PSD supports up to 56 channels, so each pixel could potentially be 56 bytes for the lowest byte per pixel, which is a lot of information. The specification also stated that each row begins with the total byte count for that row, followed by the RLE-compressed data. What’s strange about that is the need to state how many bytes you have, because you already know from each RLE-package how much you are going to receive. If I know I have 3 channels and 8-bit coloring, I can also be sure how many bytes will follow each pixel repeat counter.

Halfway through this though, I got some advice that I maybe shouldn’t focus on handling every single work format there was, but instead reading the exported format, DDS.

DDS means DirectDraw Surface, and is nothing more than a container for an actual texture. The DDS header, specified here: http://msdn.microsoft.com/en-us/library/windows/desktop/bb943982(v=vs.85).aspx has all the information necessary to reach the actual image data. This is the part where stuff gets trixy. DDS can contain either raw textures, which are easily read by simply reading them byte for byte. DDS can also contain compressed formats, such as DXT1, DXT3 or DXT5. If one likes to read specifications on how these compression algorithms work, one might want to visit: http://msdn.microsoft.com/en-us/library/windows/desktop/bb694531(v=vs.85).aspx#. The compression algorithms described are called block compressions. A block consists of 16 texels, which are somehow averaged into a data structure, which takes less room than the original raw data, but is still without minimum loss. If one is too lazy to read, I can give you a fast introduction how to decode these files.

First we have DXT1. DXT1 saves two colors, both of which are the two extreme colors of a block. Then, an integer is saved, which contains all the codes for all the 16 texels. Each texel only needs two bits (remember BITS) to describe what color they should use. The colors, let’s call them colorOne and colorTwo, which are read from the image, can create two averages, colorThree and colorFour.
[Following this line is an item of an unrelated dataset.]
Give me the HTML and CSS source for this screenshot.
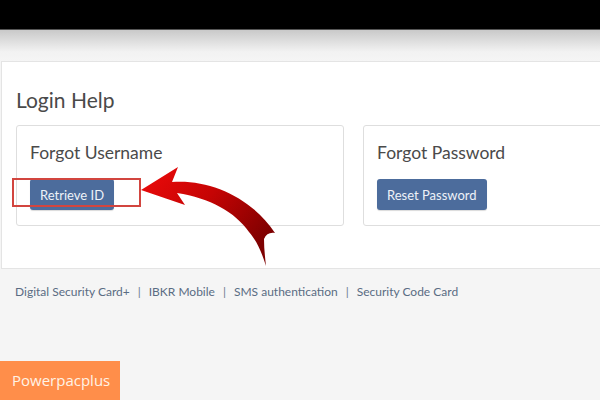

Together, they can be indexed by using the decimal values 0, 1, 2, 3, or binary values 00, 01, 10, 11. Remember how every texel has two bits? Well, these two bits are just what you need to count to 3. So each texel has its own two indices masked out, and then matched to a list of colors, so the appropriate texel can retrieve the appropriate color. I solved this by using an array, which saves the colors in order, so addressing the array with index 00 would give me colorOne, and 01 colorTwo etc. Getting the indices from the actual int simply required a bit shift to the appropriate bit, and then an & comparison with 11 to get their value. I almost forgot that if colorOne is bigger than colorTwo, one has to set colorFour to 0, and make colorThree a linear interpolation of colorOne and colorTwo, instead of a bilinear. This is to accommodate for alpha, and as you can see, DXT1 only supports binary alpha.

Then we have DXT3. DXT3 has the exact same color layout as DXT1. What differs is that DXT3 can handle non-binary alpha. The structure starts with a set of 8 bytes containing the alpha values of all indices. Once that is read, the rest is cake. When we have the color index for our texel, all we need to do is to fetch our two alpha-bits at that texel, and multiply the second bit with 256 to create a short. Slam dunk done.

DXT5 has an even more complex way of handling alpha. Instead of just simply having an alpha value per index, DXT5 stores alpha as a palette, much like the colors, and then simply use interpolation to find the wanted alpha value. So the structure starts with two alpha bytes, our extreme values. Then there are 6 alpha bytes. Why 6 you may ask? Well, remember how 4 bits could index our colors in a very nice way? Alpha needs 3 bits (as I said before, BITS again) per texel to be used as an index. So expand 4 bytes with half  and you get 6 bytes. The fancy thing about DXT5, is that alpha has to be calculated just like we calculated colors, but now we have more data for alpha values than we have colors. So if we have a finer grain of alpha values, that means our indices must be bigger, so instead of just having 00, 01, 10 and 11, we have 000, 001, 010, 011, 100, 101, 110, 111. These values are then used to sample the alpha. The tricky part with this though, is that there is no structure which holds 6 bytes, so we have to divide the data into one int and one short. The real problem comes when we need to get our indices, even though the indices actually border from the int to the short. The easiest way to do this is to simply count, we start at the short, that one ends after 16 bits, which would give us that when we are at the 15th bit, we need to take two bits from the int, this is our transition zone. This sample code explains it in detail.

 

int alphaCodeIndex = 3*(4*i+j);

int alphaCode;

if (alphaCodeIndex <= 12)
{
alphaCode = (alphaCode2 >> alphaCodeIndex) & 0x07;
}
else if (alphaCodeIndex == 15)
{
alphaCode = (alphaCode2 >> 15) | ((alphaCode1 << 1) & 0x06);
}
else // alphaCodeIndex >= 18 && alphaCodeIndex <= 45
{
alphaCode = (alphaCode1 >> (alphaCodeIndex – 16)) & 0x07;
}

 

alphaCodeIndex is a running iterator, which for every row i increases by j so that we always have a three bit increment. When we go past the size of the short, we need to remove the size of the short from the index, seeing as we need to ‘start over’ when we are going to bit shift the int. I can’t take any credit for this clever solution, seeing as I found it at: http://www.glassechidna.com.au/2009/devblogs/s3tc-dxt1dxt5-texture-decompression/.

When alphaCode is retrieved, it is used to get an indexed alpha value, and the compression is done. This is the result in Nody:

 

The image shows us one bump map (to the left) compressed with DXT5 and one diffuse map (to the right) compressed with DXT1 being rendered in real-time in Nody. The next step is to actually see the texture being applied whenever this happens. I couldn’t be more excited!